The Xiaomi Mi Max is the more aggressive version of any smartphone that Xiaomi makes. Will giving it the 2Gb option make it less aggressive?
Xiaomi and its ever respectable lineup of value for money smartphone models keeps on ticking in to fill the gaps of the premium and the low end part of the market. Being the more aggressive competitor for this harsh market, how would their Mi Max phones priced for it to be attractive for consumers?
The answer is a more lightweight Mi Max with 2Gb of RAM on TENAA. Price tag is $179 for a 16Gb model with 6.44-inch display and a Snapdragon 650 under the hood.
The 3Gb configuration goes for around $230. But will the 2Gb version, perform less? Even of a super low price?
Xiaomi’s next smartphone is a giant, dwarfing even its Mi Note and Mi Note Pro phablets in size. The new Mi Max comes with a 6.44-inch display and a beefy 4,850mAh battery — which is both welcome and necessary, given the number of pixels you’ll be pushing around every day. It’s powered by a Qualcomm Snapdragon 650 or 652 processor, as well as 4GB or 3GB of RAM, and 32GB or 128GB of internal storage. The two chipset choices are intriguing — most flagships, such as the Galaxy S7, are using the Snapdragon 820, leaving the 652 to mid-range devices like the LG G5 SE.
The design is eloquent, if a little by the numbers. It has a smooth, metal body with two faint antenna lines and the Mi logo etched on the back. It’ll be available in silver, gold or dark grey — the standard color set for a smartphone these days — when it goes on sale in China next week.
The new phone also coincides with the launch of MIUI 8, the latest version of Xiaomi’s custom Android skin. It’s a clean, colorful take with a few new software additions, such as a reworked gallery app and calculator. MIUI 8 also introduces the ability to “split” a phone into two separate accounts, with a different passcode lock, home screen and apps. You can also “clone” apps which don’t provide intuitive account switching. That means you can set up two versions of the same app, both with a separate login, and bounce between them using the home screen or Xiaomi’s app switcher.
Xiaomi’s Mi Max comes with a fingerprint sensor for security and convenient unlocking. On the back, you’ll find a 16-megapixel camera, while the front is equipped with a 5-megapixel selfie snapper, complete with a wide-angle lens. None of this sounds too extraordinary until you consider the starting price: 1,499 RMB ($230). That’ll net you the lower-specced option with the Snapdragon 650, 3GB of RAM and 32GB of internal storage. Spend 1,699 RMB ($261) instead and you’ll be upgraded to the Snapdragon 652 and 64GB of storage; the top option, which runs for 1,999 RMB ($307), ups the RAM to 4GB and the onboard storage to 128GB.

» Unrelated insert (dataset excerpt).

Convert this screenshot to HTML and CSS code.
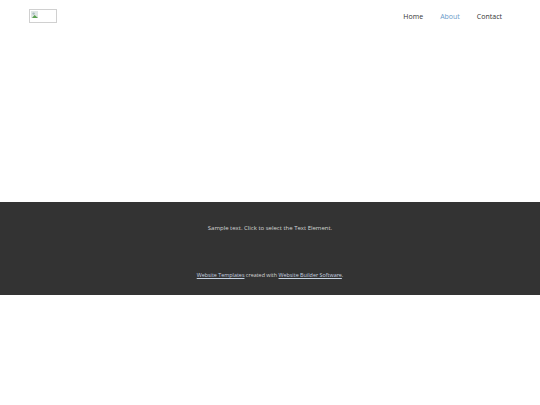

All three option are cheaper than what the Mi Note and Mi Note Pro sold for in 2015. Those devices are slightly smaller, however, with a 5.7-inch display and some specs that, even by today’s standards, are pretty competitive (they run on a Snapdragon 810, with the option of either 3GB or 4GB of RAM). The Mi Max, then, is likely to be a complimentary device, rather than a direct replacement. It will also sit alongside the Mi 5, Xiaomi’s new flagship announced at Mobile World Congress in Barcelona.